The play is a one-man show, and the story centres on one character.
After attending a performance of Larry Kramer’s play The Normal Heart, a young man’s life is changed forever thanks to the power of theatre. This is a coming-of-age story that follows the life of a young actor – his call to gay pride and activism in New York during the onset of HIV/AIDS in the 80s.
Broken up into a series of stories, the play explores that journey of self- discovery. From the late-night club crawl to the sweat of the gyms, from the threat of anti-gay violence to the place where condemnation, compromises and closets are a thing of the past. The Night Larry Kramer Kissed Me exposes the sexual, spiritual, and political yearnings at the heart of gay America shared by a whole generation of gay men and women.
This will be John Bell’s stage debut. He’s previously appeared in films such as The Hobbit and series such as Outlander.
I caught up with John Bell for a behind-the-scenes look at the production.
For your stage debut, you’re tackling a one-man show – were you looking for a challenge?
Absolutely. When I moved to London after finishing filming on Outlander Season 6, I was desperate to try my hand at theatre. So, when Dex got in contact about appearing in the revival of Larry Kramer, I jumped at the opportunity.
At first, I didn’t know it was going to be a ‘one man show’, however after talking with Dex and reading the script it was obvious to me that this was the play to do.
A challenge, yes, but one I’m excited to conquer.
When did you first encounter the work of Larry Kramer and The Normal Heart?
I first saw The Normal Heart a month before I received the offer for Larry Kramer. My friend and I wanted to see something at The National, so we went along. Safe to say that I was incredibly moved by the play.
I’ve now seen the HBO production with Mark Ruffalo which I also thoroughly enjoyed.
The time period of this play is obviously a specific point of history, and our experience of HIV is vastly different now to what it was then. Have you had to do much research to get your head around the context that this character is operating in?
In a way, yes – it’s plays like The Normal Heart, documentaries like Paris is Burning and shows like It’s a Sin, that have helped me not only understand HIV/AIDS but a wider of appreciation of what it means to be queer and the people in our community who fought and stood up for our rights long before I was born.
I implore all young queer folk to research and learn.
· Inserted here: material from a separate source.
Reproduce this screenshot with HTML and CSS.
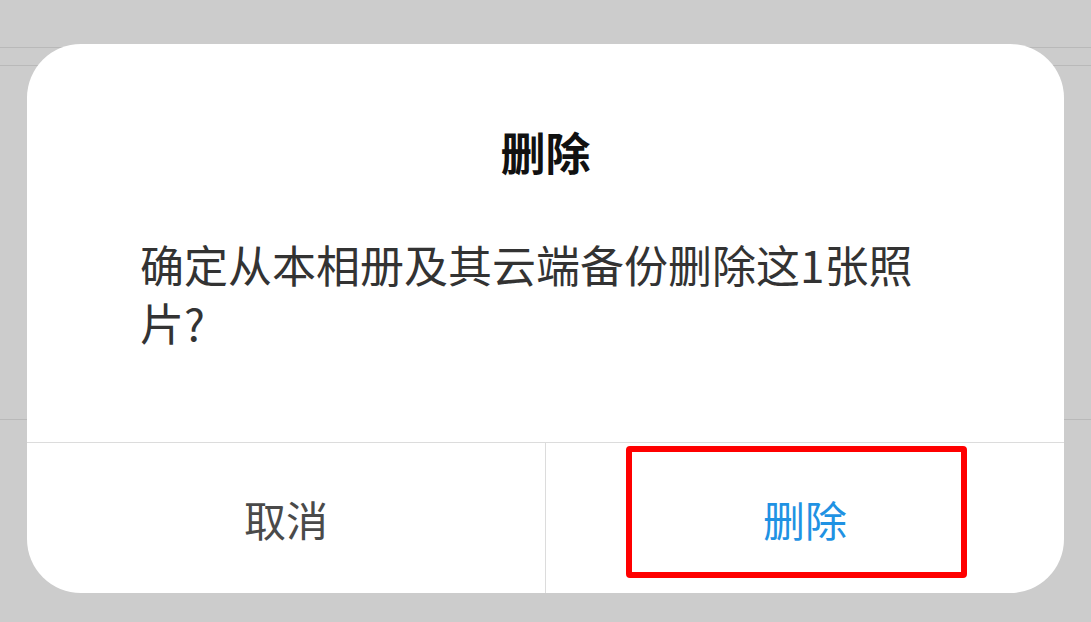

Has preparing for this role had any personal impact on your understanding of the LGBTQ community’s history with HIV/AIDS and how that continues to shape the LGBTQ community today?
I’m always learning more, so of course the play has helped me to understand my community’s history.
To me, the play is a love letter to those who came before and the generation that were lost as a result of the homophobia and ignorance of the late 80s early 90s, and the activists who fought to change that.
What do you hope that people feel when watching your performance in The Night Larry Kramer Kissed Me
I hope people are touched by the story’s poignancy. I also say, let the audience take away from the play whatever they want! It’s a tribute, a vigil, a comedy and a tragedy all wrapped up in one.
I guess, by the end, I hope they themselves feel hopeful, that we are all marching forward, and together we are stronger than any hate.